Minnkota Projects Lower-Than-Average Control Hours
In the world of load control, timing is everything.
What are the prices when you are purchasing energy from the energy market? What resources are available during peak load conditions? What are the weather impacts during the cold-weather months?
“Market price volatility is driven by weather and generator outages. These events drive the majority of the control hours,” said Todd Sailer, Minnkota Power Cooperative senior manager of power supply & resource planning.
Sailer said Minnkota, your cooperative’s wholesale energy supplier, estimates 140 hours of dual-heat load control this winter. This compares to the 10-year average of 180 hours and last year’s total of 62 hours.
“The market conditions are very similar to last year and we do expect the temperatures to be a little colder than they were last year,” Sailer said.
During outages and periods of peak electric demand, Minnkota’s first option is to purchase energy from the power market.
“Right now we have some scheduled outages for the first part of December and then again in the spring,” Sailer said. “So we typically do not schedule maintenance in the January and February time frame when we’re at peak conditions.
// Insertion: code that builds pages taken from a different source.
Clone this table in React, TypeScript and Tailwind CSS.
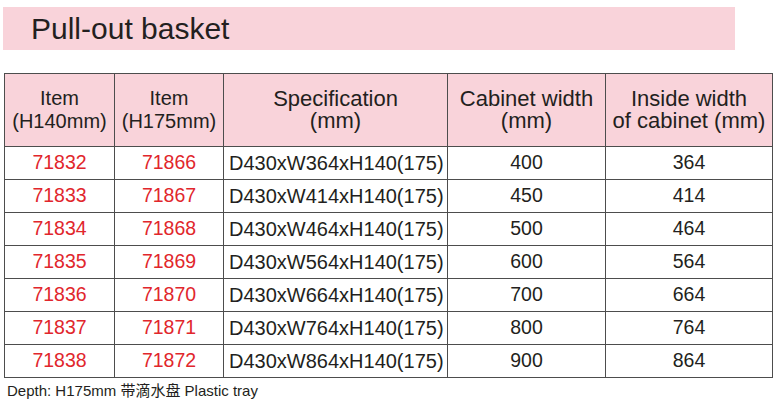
import React from "react";

const rows = [
  ["71832", "71866", "D430xW364xH140(175)", "400", "364"],
  ["71833", "71867", "D430xW414xH140(175)", "450", "414"],
  ["71834", "71868", "D430xW464xH140(175)", "500", "464"],
  ["71835", "71869", "D430xW564xH140(175)", "600", "564"],
  ["71836", "71870", "D430xW664xH140(175)", "700", "664"],
  ["71837", "71871", "D430xW764xH140(175)", "800", "764"],
  ["71838", "71872", "D430xW864xH140(175)", "900", "864"],
];

export default function App() {
  return (
    <div
      className="w-[780px] h-[410px] bg-white text-[#231f20] overflow-hidden"
      style={{ fontFamily: '"Liberation Sans", "Noto Sans CJK SC", sans-serif' }}
    >
      <div className="pt-[7px] pl-[3px]">
        <div className="w-[732px] h-[43px] bg-[#f9d3da] pl-[28px] flex items-center">
          <span className="text-[30px] leading-none mt-[1px]">Pull-out basket</span>
        </div>
      </div>
      <div className="pl-[4px] pt-[23px]">
        <table className="table-fixed border-collapse w-[768px]">
          <colgroup>
            <col className="w-[110px]" />
            <col className="w-[109px]" />
            <col className="w-[224px]" />
            <col className="w-[158px]" />
            <col className="w-[167px]" />
          </colgroup>
          <thead>
            <tr className="h-[73px] bg-[#f9d3da]">
              <th className="border border-[#4d4d4d] font-normal text-[20px] leading-[23px] text-center p-0">
                Item
                <br />
                (H140mm)
              </th>
              <th className="border border-[#4d4d4d] font-normal text-[20px] leading-[23px] text-center p-0">
                Item
                <br />
                (H175mm)
              </th>
              <th className="border border-[#4d4d4d] font-normal text-[22px] leading-[22px] text-center p-0">
                Specification
                <br />
                (mm)
              </th>
              <th className="border border-[#4d4d4d] font-normal text-[22px] leading-[22px] text-center p-0">
                Cabinet width
                <br />
                (mm)
              </th>
              <th className="border border-[#4d4d4d] font-normal text-[22px] leading-[22px] text-center p-0">
                Inside width
                <br />
                of cabinet (mm)
              </th>
            </tr>
          </thead>
          <tbody>
            {rows.map((r) => (
              <tr key={r[0]} className="h-[33px]">
                <td className="border border-[#4d4d4d] text-center text-[19.5px] leading-none text-[#e1262c] p-0">
                  {r[0]}
                </td>
                <td className="border border-[#4d4d4d] text-center text-[19.5px] leading-none text-[#e1262c] p-0">
                  {r[1]}
                </td>
                <td className="border border-[#4d4d4d] text-left text-[20px] leading-none pl-[5px] p-0">
                  {r[2]}
                </td>
                <td className="border border-[#4d4d4d] text-center text-[19.5px] leading-none p-0">
                  {r[3]}
                </td>
                <td className="border border-[#4d4d4d] text-center text-[19.5px] leading-none p-0">
                  {r[4]}
                </td>
              </tr>
            ))}
          </tbody>
        </table>
      </div>
      <div className="pl-[7px] pt-[4px] text-[15px] leading-[18px]">
        Depth: H175mm 带滴水盘 Plastic tray
      </div>
    </div>
  );
}
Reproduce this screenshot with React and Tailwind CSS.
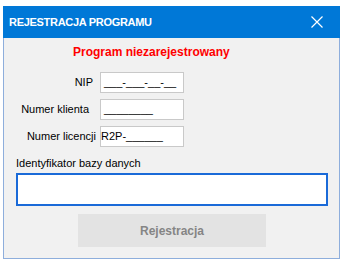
import React from "react";

const font = { fontFamily: '"Liberation Sans", Arial, sans-serif' };

const Row = ({ label, pr, value, pl }) => (
  <div className="flex items-center h-[21px]">
    <div className={`w-[96px] text-right text-[11px] text-black ${pr}`}>{label}</div>
    <div className={`w-[84px] h-[21px] bg-white border border-[#c9c9c9] flex items-center text-[11px] text-black leading-none ${pl}`}>
      {value}
    </div>
  </div>
);

export default function App() {
  return (
    <div className="w-[343px] h-[262px] bg-white pl-[3px] pt-[6px]" style={font}>
      <div className="w-[337px] h-[253px] flex flex-col">
        <div className="h-[32px] bg-[#0078d7] flex items-center justify-between pl-[6px] pr-[17px]">
          <span className="text-white font-bold text-[11px] tracking-[-0.3px]">REJESTRACJA PROGRAMU</span>
          <svg width="12" height="12" viewBox="0 0 12 12">
            <path d="M0.5 0.5 L11.5 11.5 M11.5 0.5 L0.5 11.5" stroke="white" strokeWidth="1.2" />
          </svg>
        </div>
        <div className="flex-1 bg-[#f1f1f1] border-x border-b border-[#8eaedc] flex flex-col pt-[7px]">
          <div className="pl-[69px] h-[14px] leading-[14px] text-[12px] font-bold text-[#ff0000]">
            Program niezarejestrowany
          </div>
          <div className="mt-[13px] flex flex-col gap-[6px]">
            <Row label="NIP" pr="pr-[7px]" value="___-___-__-__" pl="pl-[3px]" />
            <Row label="Numer klienta" pr="pr-[11px]" value="________" pl="pl-[3px]" />
            <Row label="Numer licencji" pr="pr-[4px]" value="R2P-______" pl="pl-[0px]" />
          </div>
          <div className="mt-[9px] pl-[12px] h-[14px] leading-[14px] text-[11px] text-black">
            Identyfikator bazy danych
          </div>
          <div className="mt-[3px] ml-[12px] w-[312px] h-[33px] bg-white border-2 border-[#1a6ad8]" />
          <div className="mt-[8px] ml-[74px] w-[188px] h-[33px] bg-[#e3e3e3] flex items-center justify-center text-[12px] font-bold text-[#858585]">
            Rejestracja
          </div>
        </div>
      </div>
    </div>
  );
}
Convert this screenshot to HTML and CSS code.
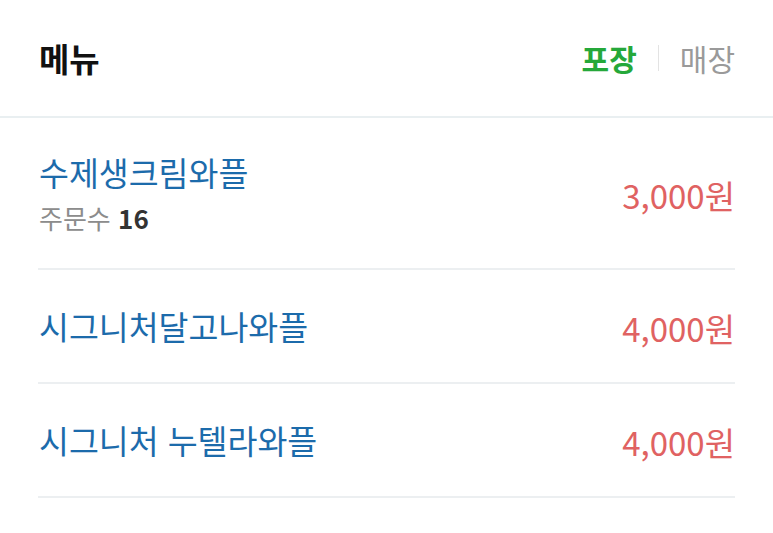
FILE: index.html
```html
<!DOCTYPE html>
<html lang="ko">
<head>
    <meta charset="UTF-8">
    <meta name="viewport" content="width=device-width, initial-scale=1.0">
    <title>메뉴</title>
    <link rel="stylesheet" href="styles.css">
</head>
<body>

<div class="menu-header">
    <h2 class="menu-title">메뉴</h2>
    <div class="order-type">
        <span class="type active">포장</span>
        <span class="type-sep"></span>
        <span class="type">매장</span>
    </div>
</div>

<ul class="menu-list">
    <li class="menu-item">
        <div class="item-info">
            <div class="item-name">수제생크림와플</div>
            <div class="item-count">주문수 <b>16</b></div>
        </div>
        <div class="item-price">3,000원</div>
    </li>
    <li class="menu-item">
        <div class="item-info">
            <div class="item-name">시그니처달고나와플</div>
        </div>
        <div class="item-price">4,000원</div>
    </li>
    <li class="menu-item">
        <div class="item-info">
            <div class="item-name">시그니처 누텔라와플</div>
        </div>
        <div class="item-price">4,000원</div>
    </li>
</ul>

</body>
</html>
```

FILE: styles.css
```css
body {
    margin: 0;
    font-family: "Noto Sans CJK KR", "Noto Sans", sans-serif;
    background-color: #fff;
}
.menu-header {
    display: flex;
    justify-content: space-between;
    align-items: center;
    height: 116px;
    padding: 0 38px 0 39px;
    border-bottom: 2px solid #e9eff1;
}
.menu-title {
    margin: 0;
    font-size: 33px;
    font-weight: bold;
    color: #111;
}
.order-type {
    display: flex;
    align-items: center;
    gap: 21px;
}
.type {
    font-size: 30px;
    color: #9a9a9a;
}
.type.active {
    font-weight: bold;
    color: #25a83a;
}
.type-sep {
    width: 1px;
    height: 26px;
    background-color: #e3e3e3;
}
.menu-list {
    list-style: none;
    margin: 0;
    padding: 0 38px;
}
.menu-item {
    display: flex;
    justify-content: space-between;
    align-items: center;
    padding: 33px 0;
    border-bottom: 2px solid #eceff1;
}
.item-info {
    display: flex;
    flex-direction: column;
    gap: 8px;
}
.item-name {
    font-size: 32.5px;
    line-height: 42px;
    color: #1c6bab;
    padding-left: 1px;
}
.item-count {
    font-size: 26px;
    line-height: 34px;
    color: #8c8c8c;
    padding-left: 1px;
}
.item-count b {
    color: #333;
}
.item-price {
    font-size: 33px;
    line-height: 42px;
    color: #e06262;
    padding-top: 4px;
}
```
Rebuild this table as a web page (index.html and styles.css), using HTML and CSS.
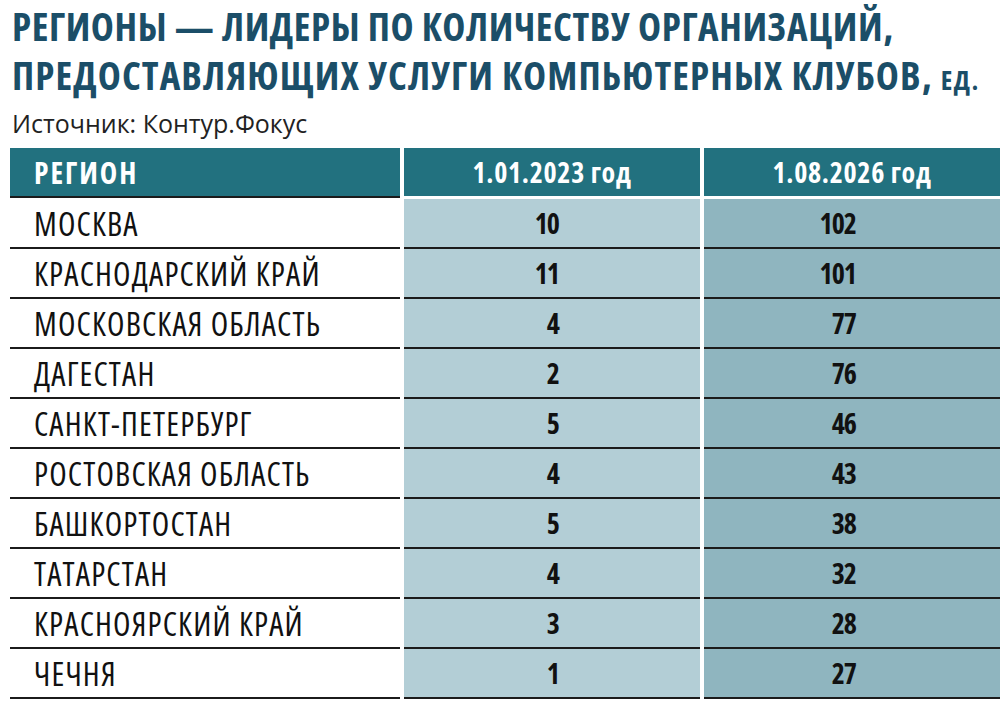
FILE: index.html
```html
<!DOCTYPE html>
<html lang="ru">
<head>
<meta charset="utf-8">
<link rel="stylesheet" href="styles.css">
</head>
<body>
<div class="page">
  <h1 class="title">РЕГИОНЫ — ЛИДЕРЫ ПО КОЛИЧЕСТВУ ОРГАНИЗАЦИЙ,<br><span class="line2">ПРЕДОСТАВЛЯЮЩИХ УСЛУГИ КОМПЬЮТЕРНЫХ КЛУБОВ, <span class="unit">ЕД.</span></span></h1>
  <div class="source">Источник: Контур.Фокус</div>
  <div class="table">
    <div class="th th-region">РЕГИОН</div>
    <div class="th th-num">1.01.2023 год</div>
    <div class="th th-num">1.08.2026 год</div>

    <div class="td region">МОСКВА</div><div class="td c1">10</div><div class="td c2">102</div>
    <div class="td region">КРАСНОДАРСКИЙ КРАЙ</div><div class="td c1">11</div><div class="td c2">101</div>
    <div class="td region">МОСКОВСКАЯ ОБЛАСТЬ</div><div class="td c1">4</div><div class="td c2">77</div>
    <div class="td region">ДАГЕСТАН</div><div class="td c1">2</div><div class="td c2">76</div>
    <div class="td region">САНКТ-ПЕТЕРБУРГ</div><div class="td c1">5</div><div class="td c2">46</div>
    <div class="td region">РОСТОВСКАЯ ОБЛАСТЬ</div><div class="td c1">4</div><div class="td c2">43</div>
    <div class="td region">БАШКОРТОСТАН</div><div class="td c1">5</div><div class="td c2">38</div>
    <div class="td region">ТАТАРСТАН</div><div class="td c1">4</div><div class="td c2">32</div>
    <div class="td region">КРАСНОЯРСКИЙ КРАЙ</div><div class="td c1">3</div><div class="td c2">28</div>
    <div class="td region">ЧЕЧНЯ</div><div class="td c1">1</div><div class="td c2">27</div>
  </div>
</div>
</body>
</html>
```
FILE: styles.css
```css
html, body {
  margin: 0;
  padding: 0;
  background: #ffffff;
}
.page {
  width: 1000px;
  height: 723px;
  overflow: hidden;
}
.title {
  box-sizing: border-box;
  height: 99px;
  margin: 0;
  padding: 1px 0 0 12px;
  font-family: "Open Sans", "Noto Sans", sans-serif;
  font-stretch: 75%;
  font-weight: 700;
  font-size: 39px;
  line-height: 49px;
  letter-spacing: 0.6px;
  color: #1b4e68;
  white-space: nowrap;
}
.line2 {
  letter-spacing: 1.1px;
}
.unit {
  font-size: 27px;
  line-height: 0;
  letter-spacing: 1.5px;
}
.source {
  box-sizing: border-box;
  height: 49px;
  padding: 9px 0 0 12px;
  font-family: "Open Sans", sans-serif;
  font-size: 25px;
  line-height: 30px;
  color: #222222;
}
.table {
  padding-left: 10px;
  display: grid;
  grid-template-columns: 390px 296px 1fr;
  column-gap: 4px;
}
.th {
  height: 48px;
  background: #22717f;
  color: #ffffff;
  font-family: "Open Sans", "Noto Sans", sans-serif;
  font-stretch: 75%;
  font-weight: 700;
  font-size: 28px;
  letter-spacing: 0.7px;
  display: flex;
  align-items: center;
  margin-bottom: 3px;
}
.th-region {
  padding-left: 24px;
  font-size: 29.5px;
  letter-spacing: 2px;
  border-bottom: 2px solid #1b1b1b;
  margin-bottom: 1px;
}
.th-num {
  justify-content: center;
}
.td {
  height: 48px;
  border-bottom: 2px solid #1b1b1b;
  display: flex;
  align-items: center;
  font-family: "Open Sans", "Noto Sans", sans-serif;
  font-stretch: 75%;
  font-size: 32px;
  letter-spacing: 1.2px;
  color: #111111;
}
.region {
  padding-left: 24px;
  background: #ffffff;
}
.c1, .c2 {
  justify-content: flex-end;
  font-weight: 700;
  font-size: 28px;
  letter-spacing: -1px;
}
.c1 {
  background: #b3ced6;
  padding-right: 141px;
}
.c2 {
  background: #8fb5bf;
  padding-right: 144px;
}
```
That’s where the unplanned or forced outages come into play.”
If the timing is not right and affordable power is not available, off-peak loads are temporarily controlled. The savings are passed on to members through the lower off-peak heating rate.
“Controlling load during these periods protects consumers from the volatility of the market and prevents the need to build new power plants just to serve peak loads,” Sailer said.
Minnkota has the ability to control up to 350 megawatts through its demand response system. This includes temporarily controlling storage heating systems, large-capacity water heaters, home vehicle chargers and large industrial consumers with backup generators. Millions of dollars have been saved due to the successful operation of Minnkota’s load management system for nearly 40 years.
An off-peak system consists of an electric heating source as its primary component. A supplemental heating source must operate several hundred hours or more during the winter season. Sailer said members with a well-maintained backup heating system should not notice a difference in comfort level when their off-peak heating system is controlled.